Iceland, for example, transformed itself from an also-ran among developed economies to a high performer in recent years, but now may be the first casualty of this turnaround. Iceland’s current-account deficit has ballooned to 16 percent of its Gross Domestic Product, and is now more difficult to fund. The Icelandic krona has also dropped some 20 percent against the euro since the start of the year. Its banks are looking weak. On March 25, the Central Bank of Iceland raised interest rates by more than 1 percent to 15 percent as fears of capital flight spread.

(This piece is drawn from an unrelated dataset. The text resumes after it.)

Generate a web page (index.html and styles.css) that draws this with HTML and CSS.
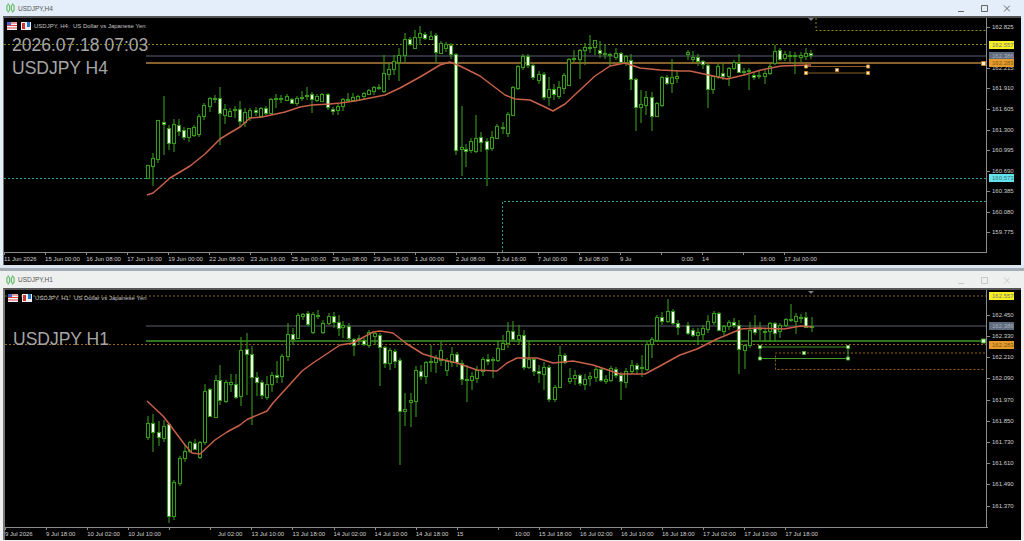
FILE: index.html
```html
<!DOCTYPE html>
<html lang="en">
<head>
<meta charset="utf-8">
<title>USDJPY charts</title>
<link rel="stylesheet" href="styles.css">
</head>
<body>
<section class="window window-top">
  <header class="titlebar">
    <svg class="app-icon" viewBox="0 0 10 10"><path d="M2.5 0v10M7.500 0v10" class="icon-wick"/><rect x="1" y="1.500" width="3" height="7" rx="1" class="icon-body"/><rect x="6" y="1.500" width="3" height="7" rx="1" class="icon-body"/></svg>
    <span class="title">USDJPY,H4</span>
    <div class="controls">
      <svg viewBox="0 0 52 12"><path d="M0 9.500h6M23.500 3.500h6v6h-6zM46 3.500l6 6M52 3.500l-6 6"/></svg>
    </div>
  </header>
  <div class="chart">
    <svg class="plot" id="plot-h4" viewBox="4 18 1017 247">
      <path class="dot yellow" d="M4 44.500H986M816 18V30.500H986"/>
      <path class="dot cyan" d="M4 178.500H986M502.500 252V201.500H986"/>
      <path class="level grey" d="M146 56H986"/>
      <path class="level amber" d="M146 63H986"/>
      <g class="candles"></g>
      <path class="ma" d="M147 195L153 193L160 187L170 178L190 166L205 154L220 139L228 134L240 127L250 118L262 117L285 112L300 107L312 105L330 104L340 103L355 101L385 95L400 88L420 77L440 65L450 62L460 66L480 76L505 95L515 99L530 100L545 107L553 111L565 104L580 90L595 76L610 66L625 63L640 68L660 70L680 71L690 71L704 74L727 79L744 75L761 70L781 66L811 65"/>
      <path class="rect amber-thin" d="M806 66.500H868M806 73H868"/>
      <path class="handles amber-h" d="M804.500 65h3v3h-3zM866.500 65h3v3h-3zM804.500 71.500h3v3h-3zM866.500 71.500h3v3h-3zM835.500 68.500h3v3h-3zM981.500 61.500h4v4h-4z"/>
      <path class="marker" d="M808 18h6l-3 3z"/>
    </svg>
    <div class="legend">
      <svg class="flag" viewBox="0 0 10 8"><rect width="10" height="8" fill="#f4f4f8"/><path d="M0 1h10M0 3.500h10M0 6h10" stroke="#d44"/><rect width="4" height="3" fill="#46c"/></svg>
      <svg class="mini" viewBox="0 0 10 8"><rect width="10" height="8" fill="#eee"/><rect x="1" y="1" width="3" height="6" fill="#c33"/><rect x="6" y="0" width="3" height="5" fill="#27c"/></svg>
      <span>USDJPY, H4:&nbsp; US Dollar vs Japanese Yen</span>
    </div>
    <div class="stamp">2026.07.18 07:03</div>
    <div class="stamp">USDJPY H4</div>
    <div class="time-axis">
      <span>11 Jun 2026</span><span>15 Jun 00:00</span><span>16 Jun 08:00</span><span>17 Jun 16:00</span><span>19 Jun 00:00</span><span>22 Jun 08:00</span><span>23 Jun 16:00</span><span>25 Jun 00:00</span><span>26 Jun 08:00</span><span>29 Jun 16:00</span><span>1 Jul 00:00</span><span>2 Jul 08:00</span><span>3 Jul 16:00</span><span>7 Jul 00:00</span><span>8 Jul 08:00</span><span>9 Ju</span><span class="end">0:00</span><span>14</span><span class="end">16:00</span><span>17 Jul 00:00</span>
    </div>
    <div class="price-axis">
      <span style="top:5px">162.825</span>
      <span style="top:46px">162.215</span>
      <span style="top:66px">161.910</span>
      <span style="top:87px">161.605</span>
      <span style="top:108px">161.300</span>
      <span style="top:128px">160.995</span>
      <span style="top:149px">160.690</span>
      <span style="top:169px">160.385</span>
      <span style="top:190px">160.080</span>
      <span style="top:210px">159.775</span>
      <span class="badge b-yellow" style="top:23px">162.557</span>
      <span class="badge b-grey" style="top:34px">162.386</span>
      <span class="badge b-orange" style="top:41px">162.283</span>
      <span class="badge b-cyan" style="top:156px">160.573</span>
    </div>
  </div>
</section>

<section class="window window-bottom">
  <header class="titlebar">
    <svg class="app-icon" viewBox="0 0 10 10"><path d="M2.5 0v10M7.500 0v10" class="icon-wick"/><rect x="1" y="1.500" width="3" height="7" rx="1" class="icon-body"/><rect x="6" y="1.500" width="3" height="7" rx="1" class="icon-body"/></svg>
    <span class="title">USDJPY,H1</span>
    <div class="controls">
      <svg viewBox="0 0 52 12"><path d="M0 9.500h6M23.500 3.500h6v6h-6zM46 3.500l6 6M52 3.500l-6 6"/></svg>
    </div>
  </header>
  <div class="chart">
    <svg class="plot" id="plot-h1" viewBox="5 290 1016 250">
      <path class="dot yellow2" d="M5 296H986"/>
      <path class="dot orange" d="M5 344.500H986M985 353H775.500V369.500H985"/>
      <path class="level grey" d="M146 326H986"/>
      <path class="level green" d="M146 341H986"/>
      <g class="candles"></g>
      <path class="ma" d="M147 401L163 416L170 425L185 445L192 453L200 454L215 440L227 432L240 425L247 419.500L267 411L273 403L302 371L313 363L340 345L353 343L373 332L380 331L393 333L407 344L423 354L440 359L457 363L477 370L497 371L507 363L517 358L537 358L553 363L573 361L593 365L620 374L645 374L660 366L680 355L697 349L717 339L741 329L757 328L784 329L801 326L812 327"/>
      <path class="rect green-thin" d="M760 347H848V358.500H760Z"/>
      <path class="handles green-h" d="M758.500 345.500h3v3h-3zM846.500 345.500h3v3h-3zM758.500 357h3v3h-3zM846.500 357h3v3h-3zM802.500 351.500h3v3h-3zM981.500 339h4v4h-4z"/>
      <path class="marker" d="M808 291h6l-3 3z"/>
    </svg>
    <div class="legend">
      <svg class="flag" viewBox="0 0 10 8"><rect width="10" height="8" fill="#f4f4f8"/><path d="M0 1h10M0 3.500h10M0 6h10" stroke="#d44"/><rect width="4" height="3" fill="#46c"/></svg>
      <svg class="mini" viewBox="0 0 10 8"><rect width="10" height="8" fill="#eee"/><rect x="1" y="1" width="3" height="6" fill="#c33"/><rect x="6" y="0" width="3" height="5" fill="#27c"/></svg>
      <span>USDJPY, H1:&nbsp; US Dollar vs Japanese Yen</span>
    </div>
    <div class="stamp stamp-h1">USDJPY H1</div>
    <div class="time-axis">
      <span>9 Jul 2026</span><span>9 Jul 18:00</span><span>10 Jul 02:00</span><span>10 Jul 10:00</span><span></span><span class="end">Jul 02:00</span><span>13 Jul 10:00</span><span>13 Jul 18:00</span><span>14 Jul 02:00</span><span>14 Jul 10:00</span><span>14 Jul 18:00</span><span>15</span><span class="end">10:00</span><span>15 Jul 18:00</span><span>16 Jul 02:00</span><span>16 Jul 10:00</span><span>16 Jul 18:00</span><span>17 Jul 02:00</span><span>17 Jul 10:00</span><span>17 Jul 18:00</span>
    </div>
    <div class="price-axis">
      <span style="top:21px">162.450</span>
      <span style="top:42px">162.330</span>
      <span style="top:63px">162.210</span>
      <span style="top:84px">162.090</span>
      <span style="top:106px">161.970</span>
      <span style="top:127px">161.850</span>
      <span style="top:148px">161.730</span>
      <span style="top:169px">161.610</span>
      <span style="top:190px">161.490</span>
      <span style="top:212px">161.370</span>
      <span class="badge b-yellow" style="top:2px">162.557</span>
      <span class="badge b-grey" style="top:32px">162.386</span>
      <span class="badge b-orange" style="top:51px">162.283</span>
    </div>
  </div>
</section>
<script src="chart.js"></script>
</body>
</html>
```

FILE: styles.css
```css
* { box-sizing: border-box; }
html, body { margin: 0; padding: 0; }
body {
  width: 1024px;
  height: 541px;
  overflow: hidden;
  background: #fff;
  font-family: "Liberation Sans", Arial, sans-serif;
  display: flex;
  flex-direction: column;
}
.window { padding: 0 3px 0 3px; display: flex; flex-direction: column; }
.window-top { height: 268px; background: #e3eefa; border-bottom: 3px solid #dbe6f0; }
.window-bottom { height: 273px; background: #eef0f0; border-top: 3px solid #a4adb6; }
.titlebar { display: flex; align-items: center; flex: none; position: relative; }
.window-top .titlebar { height: 16px; padding-left: 3px; }
.window-bottom .titlebar { height: 17px; padding-left: 3px; }
.app-icon { width: 9px; height: 10px; margin-right: 3px; flex: none; }
.icon-wick { stroke: #46a84a; fill: none; stroke-width: 1; }
.icon-body { stroke: #46a84a; fill: #dff3df; stroke-width: 1; }
.title { font-size: 6.500px; color: #555; letter-spacing: 0; }
.controls { margin-left: auto; margin-right: 11px; display: flex; }
.controls svg { width: 52px; height: 12px; fill: none; stroke: #666; stroke-width: 1; }
.window-bottom .controls svg { stroke: #c4c8c8; }
.chart {
  position: relative;
  flex: 1;
  background: #000;
  display: flex;
  flex-direction: column;
  border-top: 2px solid #555;
  border-left: 1px solid #777;
  color: #c4c4c4;
}
.window-bottom .chart { border-left-width: 2px; margin-bottom: 1px; }
.plot { position: absolute; left: 0; top: 0; width: 100%; height: 100%; }
.legend {
  position: relative;
  display: flex;
  align-items: center;
  height: 8px;
  margin-top: 4px;
  padding-left: 3px;
  font-size: 6px;
  line-height: 8px;
  color: #c0c0c0;
  flex: none;
}
.flag { width: 10px; height: 8px; margin-right: 4px; flex: none; }
.mini { width: 10px; height: 8px; margin-right: 3px; flex: none; }
.stamp {
  position: relative;
  font-size: 17.500px;
  line-height: 23px;
  color: #a6a6a6;
  padding-left: 8px;
  flex: none;
}
.legend + .stamp { margin-top: 4px; }
.legend + .stamp-h1 { margin-top: 26px; }
.time-axis {
  position: relative;
  margin-top: auto;
  flex: none;
  width: 983px;
  height: 13px;
  border-top: 1px solid #8c8c8c;
  display: grid;
  grid-template-columns: repeat(20, 41.070px);
  font-size: 6px;
  line-height: 8px;
  padding-top: 2px;
  white-space: nowrap;
  color: #cfcfcf;
}
.time-axis span { position: relative; }
.time-axis span::before {
  content: "";
  position: absolute;
  left: 0;
  top: -2px;
  width: 1px;
  height: 2px;
  background: #8c8c8c;
}
.time-axis .end { text-align: right; padding-right: 9px; }
.price-axis {
  position: absolute;
  left: 982px;
  right: 0;
  top: 0;
  bottom: 13px;
  border-left: 1px solid #8c8c8c;
  font-size: 6px;
  line-height: 8px;
  color: #cfcfcf;
}
.window-bottom .price-axis { left: 981px; }
.price-axis span {
  position: absolute;
  left: 5px;
  height: 8px;
  white-space: nowrap;
}
.price-axis span::before {
  content: "";
  position: absolute;
  left: -5px;
  top: 4px;
  width: 3px;
  height: 1px;
  background: #8c8c8c;
}
.price-axis .badge { left: 2px; width: 25px; padding-left: 3px; }
.price-axis .badge::before { display: none; }
.b-yellow { background: #f6f021; color: #777; }
.b-grey { background: #5e6b7c; color: #aab; }
.b-orange { background: #e69a2a; color: #7a5a20; }
.b-cyan { background: #62e4ee; color: #3d6f78; }
.dot { fill: none; stroke-width: 1; stroke-dasharray: 2 2; }
.yellow { stroke: #8b8a18; }
.yellow2 { stroke: #7e6e14; }
.cyan { stroke: #2a9a9c; }
.orange { stroke: #9a6410; }
.level { fill: none; stroke-width: 1.500; }
.grey { stroke: #3c424a; }
.amber { stroke: #b5803a; }
.green { stroke: #3f9a2a; }
.rect { fill: none; stroke-width: 1; }
.amber-thin { stroke: #8a5f22; }
.green-thin { stroke: #3f9a2a; }
.handles { stroke-width: 1; }
.amber-h { fill: #fff3d6; stroke: #c9822a; }
.green-h { fill: #e4ffd8; stroke: #46a82e; }
.marker { fill: #777c82; }
.ma { fill: none; stroke: #c8604a; stroke-width: 1.500; stroke-linejoin: round; }
.wick { stroke: #38991a; stroke-width: 1.100; fill: none; }
.bear { fill: #000; stroke: #38991a; stroke-width: 1.100; }
.bull { fill: #fff; stroke: #38991a; stroke-width: 1.100; }
```

FILE: chart.js
```js
// Each candle: [x, high, bodyTop, bodyBottom, low, filled]
var H4 = [
[148,165,165,178,178,0],[153,153,158,166,186,0],[158,120,120,159,163,0],[164,96,122,124,155,1],[169,125,128,143,150,1],[174,119,124,143,152,0],[179,119,125,131,136,1],[184,127,130,137,140,1],[189,128,128,137,142,0],[194,125,127,135,137,0],[199,114,116,134,137,0],[204,103,105,116,120,0],[210,97,98,106,112,0],[215,95,98,99,103,0],[220,87,98,113,145,1],[225,104,109,115,124,0],[230,108,111,116,117,0],[235,106,109,110,118,0],[240,101,109,121,127,1],[245,108,112,122,127,0],[250,108,110,117,121,0],[256,107,110,112,116,1],[261,107,108,116,118,0],[266,106,108,113,115,1],[271,98,99,113,114,0],[276,94,98,99,108,0],[281,95,98,99,103,0],[287,94,96,100,101,0],[292,98,99,103,104,1],[297,96,98,103,106,0],[302,91,97,98,101,0],[307,87,95,96,100,0],[312,92,94,99,113,1],[317,94,96,100,102,0],[322,93,94,101,102,0],[328,93,94,107,110,1],[333,107,109,111,115,1],[338,104,106,110,115,0],
[343,98,99,106,111,0],[348,93,99,100,102,1],[353,93,97,100,102,0],[358,95,96,100,101,0],[364,92,93,96,99,0],[369,89,90,94,95,0],[374,86,87,91,95,0],[379,84,87,88,90,1],[384,55,73,91,93,0],[389,63,69,74,80,0],[394,55,61,69,75,0],[399,48,55,62,81,0],[405,33,39,55,62,0],[410,37,39,44,46,1],[415,30,37,48,49,0],[420,26,33,37,45,0],[425,32,34,38,40,1],[431,31,36,39,40,0],[436,33,35,52,62,1],[441,41,43,53,54,0],[446,42,44,48,52,0],[451,43,45,54,59,1],[456,53,54,150,155,1],
[462,106,147,149,176,0],[466,144,149,151,167,1],[471,138,141,150,153,0],[476,115,138,151,153,0],[481,132,137,142,152,1],[487,138,141,149,186,1],[492,131,137,148,151,0],[497,124,126,138,139,0],[503,122,127,128,134,0],[508,112,114,133,137,0],[513,86,87,115,116,0],[518,65,66,88,90,0],[523,54,56,67,70,0],[528,54,56,65,68,1],[533,63,65,77,80,1],[539,71,74,80,84,0],[544,72,74,97,100,1],[549,77,89,97,106,0],[554,84,89,94,100,1],[559,81,87,96,99,0],[564,73,75,88,94,0],[569,58,59,85,86,0],[574,50,58,59,62,0],[580,49,50,59,79,0],[585,43,47,50,65,0],[590,35,47,48,53,0],[595,40,40,47,55,0],[600,41,50,53,58,1],[605,44,53,54,59,1],[610,53,54,55,66,1],[616,48,53,57,60,0],[621,52,53,62,64,1],[626,55,56,62,66,0],[631,54,60,79,90,1],[636,78,79,107,131,1],[641,90,104,107,123,0],[646,91,97,105,115,0],[652,92,97,116,131,1],[657,102,103,116,117,0],[662,76,77,105,107,0],[667,75,77,83,85,1],[672,59,77,83,93,0],[677,70,76,78,83,0],
[688,50,52,54,60,0],[693,51,57,59,63,0],[698,54,57,61,66,1],[703,60,61,64,69,1],[708,64,65,89,108,1],[713,75,76,89,94,0],[718,64,66,76,79,0],[723,63,73,76,80,1],[729,67,68,76,86,0],[734,60,62,68,70,0],[739,54,63,72,73,1],[744,68,71,72,76,0],[749,68,70,71,90,0],[754,72,75,77,80,1],[759,70,75,76,79,0],[765,70,73,76,84,0],[770,64,66,73,75,0],[775,45,51,63,65,0],[780,48,50,59,61,1],[785,51,54,58,61,0],[790,51,55,56,62,0],[795,52,55,56,74,1],[801,52,55,57,62,0],[806,48,53,56,60,0],[811,50,53,55,59,1]
];
var H1 = [
[148,416,423,437,440,0],[153,414,423,432,452,1],[159,421,432,437,446,1],[164,420,426,438,442,0],[169,423,424,516,523,1],[174,480,482,516,520,0],[180,456,458,483,486,0],[185,444,451,458,462,0],[190,441,442,451,453,0],[195,439,443,449,450,1],[200,441,442,457,459,0],[205,384,391,442,445,0],[210,388,389,416,417,1],[216,375,380,417,418,0],[220,365,380,400,405,1],[226,380,382,401,403,0],[231,374,382,384,392,0],[236,374,384,397,399,1],[241,337,350,396,406,0],[247,333,349,354,395,1],[252,346,354,377,425,1],[257,372,377,382,396,1],[262,380,382,395,399,1],[267,376,384,397,400,0],[272,372,375,384,392,0],[277,361,375,377,383,1],[282,354,356,376,383,0],[288,323,334,356,361,0],[293,328,334,339,345,1],[298,313,315,338,339,0],[303,313,314,316,320,0],[308,311,313,324,326,1],[313,312,314,332,334,0],[318,310,315,316,319,0],[323,320,323,332,334,0],[329,313,316,323,325,0],[334,312,316,322,328,1],[339,315,322,328,336,1],
[343,321,325,327,338,0],[349,323,326,338,340,1],[354,338,339,345,356,1],[359,335,338,339,345,0],[364,338,340,344,346,1],[369,330,332,345,348,0],[375,331,333,336,345,0],[380,333,335,347,386,1],[385,346,347,363,368,1],[390,348,350,363,370,0],[395,349,351,361,368,1],[400,358,360,411,465,1],[405,393,409,411,426,0],[411,393,400,402,427,0],[416,366,370,401,417,0],[421,365,371,376,380,1],[426,361,362,376,384,0],[431,345,361,362,372,0],[436,355,358,362,373,0],[441,342,350,360,366,0],[447,358,361,370,376,0],[452,347,354,362,367,0],[457,352,354,362,367,1],[462,360,363,379,385,1],[467,365,379,380,402,1],[472,372,376,380,390,0],[477,366,370,378,383,0],[483,357,359,371,376,0],[488,354,359,361,365,1],[493,357,359,360,378,0],[498,340,348,360,362,0],[503,335,343,349,350,0],[508,322,331,343,348,0],[513,321,331,339,341,1],[519,325,335,339,345,0],[524,330,335,367,370,1],[529,340,359,367,369,0],[534,358,359,371,376,1],[539,365,371,373,383,1],[544,362,367,374,390,0],[549,365,367,399,402,1],[555,385,387,399,402,0],[560,346,355,387,388,0],[565,353,355,362,364,1],[570,368,378,381,384,0],[575,370,375,378,385,0],[580,374,375,383,386,1],[585,374,379,384,390,0],[590,372,376,378,386,0],[596,367,369,377,382,0],[601,367,369,380,382,1],[606,375,379,381,384,0],[611,366,368,380,382,0],[616,367,369,375,378,1],[621,372,375,381,400,1],[626,368,371,382,388,0],[632,360,365,371,374,0],[637,363,365,369,374,1],[642,355,367,368,377,1],[647,342,344,369,371,0],[652,337,339,344,358,0],[657,315,317,340,342,0],[662,312,317,321,325,1],[668,299,311,321,323,0],[673,309,311,323,325,1],[678,320,323,327,335,1],
[688,322,325,333,335,1],[693,328,330,335,337,1],[698,328,332,335,345,0],[703,325,328,334,340,0],[708,315,321,329,333,0],[714,311,313,322,325,0],[719,312,313,330,331,1],[724,325,326,331,335,0],[729,320,322,326,330,0],[734,318,322,325,328,1],[739,320,325,349,374,1],[745,344,345,350,369,0],[750,322,330,345,348,0],[755,315,328,332,335,1],[760,322,328,329,340,0],[765,328,331,332,342,0],[770,322,323,331,342,0],[775,322,323,333,342,1],[780,323,325,331,338,0],[786,318,319,325,327,0],[791,304,319,320,322,0],[796,313,316,321,334,0],[801,314,317,318,323,0],[806,312,317,327,328,1],[812,317,326,327,332,0]
];

function draw(id, data) {
  var ns = "http://www.w3.org/2000/svg";
  var group = document.querySelector("#" + id + " .candles");
  var wicks = "";
  var i, c, rect, path;
  for (i = 0; i < data.length; i++) {
    c = data[i];
    wicks += "M" + c[0] + " " + c[1] + "V" + c[4];
  }
  path = document.createElementNS(ns, "path");
  path.setAttribute("class", "wick");
  path.setAttribute("d", wicks);
  group.appendChild(path);
  for (i = 0; i < data.length; i++) {
    c = data[i];
    rect = document.createElementNS(ns, "rect");
    rect.setAttribute("class", c[5] ? "bull" : "bear");
    rect.setAttribute("x", c[0] - 1.5);
    rect.setAttribute("y", c[2] + 0.5);
    rect.setAttribute("width", 3);
    rect.setAttribute("height", Math.max(c[3] - c[2], 1));
    group.appendChild(rect);
  }
}
draw("plot-h4", H4);
draw("plot-h1", H1);
```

Other countries may follow suit. South Korea has reported a huge current-account deficit in January and February 2008—the biggest in 11 years—and South Korean authorities have already expressed worry about the declining value of the South Korean won. The Baltic states Latvia, Lithuania, and Estonia have current-account deficits of 25 percent, 16 percent, and 14 percent, respectively. These numbers do not bode well according to Fitch, a ratings agency, which says that countries that run current-account deficits in the double-digits usually run into economic difficulties. Bulgaria and Romania, which also have large current-account deficits (23 percent and 14 percent), are also shoes that may drop.

Other countries, such as Turkey and South Africa, have big current-account deficits, looming external debt, and currencies in danger of attack. They also have what appear to be asset bubbles, particularly in housing, that could shake their banking systems should they burst. Turkey’s current account deficit, for example, widened to $3.3 billion in February, some 10 percent more than economists expected and the Turkish lira has dropped sharply since the start of the year. And South Africa’s current-account deficit grew to 8.1 percent of GDP in the third quarter of 2007, its highest levels since 1971. The South African rand has fallen 21 percent against the euro and 15 percent again the dollar since the start of the year.

Any IMF mission-realignment contemplated by Fund board members should take into account both the global credit crisis and overall world macroeconomic conditions related to the globalization of trade and investment. Recent developments have sharply shaken the global financial system over the past year. Re-tooling the Fund so it can get back to basics could well help the international economic system better cope with the current crisis and future crises as they arise.

Naoko Nakamae is a Visiting Fellow at the Center for American Progress. Jonathan Jacoby is Associate Director for International Economic Policy at the Center.